Inside Current Issue: Cover Story

Protecting Identity Information at the Source
By Ron Ben Natan

Identity theft is not a new ailment of the global economy. Federal Trade Commission (FTC) data from Sept. 2003 shows that almost one in every eight U.S. adults has experienced identity theft, and the total cost of identity theft in 2002 was $50 billion. The Identity Theft Resource Center states each stolen identity results in an average of $17,000 in fraudulent charges or losses. Identity theft has become the fastest-growing type of fraud in the UK costing over £1.3 billion per year. Even more alarming is that identity theft is probably understated because many victims never report the crime.

Given that identity theft places such a burden on the economy, it is not surprising that companies invest in both physical and information technology security aimed at better protecting private, confidential and personal information. Unfortunately, the number of incidents involving data breaches shows the situation is only getting worse.

Identity 911
A great Web site for recent incidents, www.identitytheft911.com, highlights well-known examples including:

1 Jan 2005 -- A breach of T-Mobile’s customer database, in which the hacker had access to information about 16.3 million customers for more than a year before his arrest. The arrest was a result of a message he posted to an online marketplace frequented by identity thieves, not because the access itself was detected.
2 June 2005 -- The Federal Deposit Insurance Corporation notified approximately 6,000 current and former employees that files containing their personal information had been improperly accessed and fraudulent loans were obtained using some of this data.
3 June 2005 -- A hacker gained access to more than 40 million Visa and MasterCard credit card accounts at a third party payment card processor, including information on card holder names, card numbers and security codes.

A key reason for the increase in data theft is the imbalance between the level of comprehensiveness and sophistication with which we run our businesses versus the level of comprehensiveness and sophistication with which we protect the way we run our businesses.
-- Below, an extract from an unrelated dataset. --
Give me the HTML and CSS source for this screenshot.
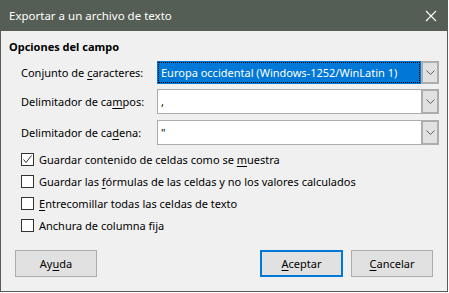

One example involves database management systems (DBMS). Today’s DBMS can do almost anything. They run virtual machines (e.g. Java within the database), offer up Web services, link heterogeneous distributed repositories into one virtual store, create huge repositories of data on every person, and mine that information in any way the user desires. Database security has also advanced, but not at the same rate. Moreover, the introduction of so many features and services brings new vulnerabilities and potential for misuse.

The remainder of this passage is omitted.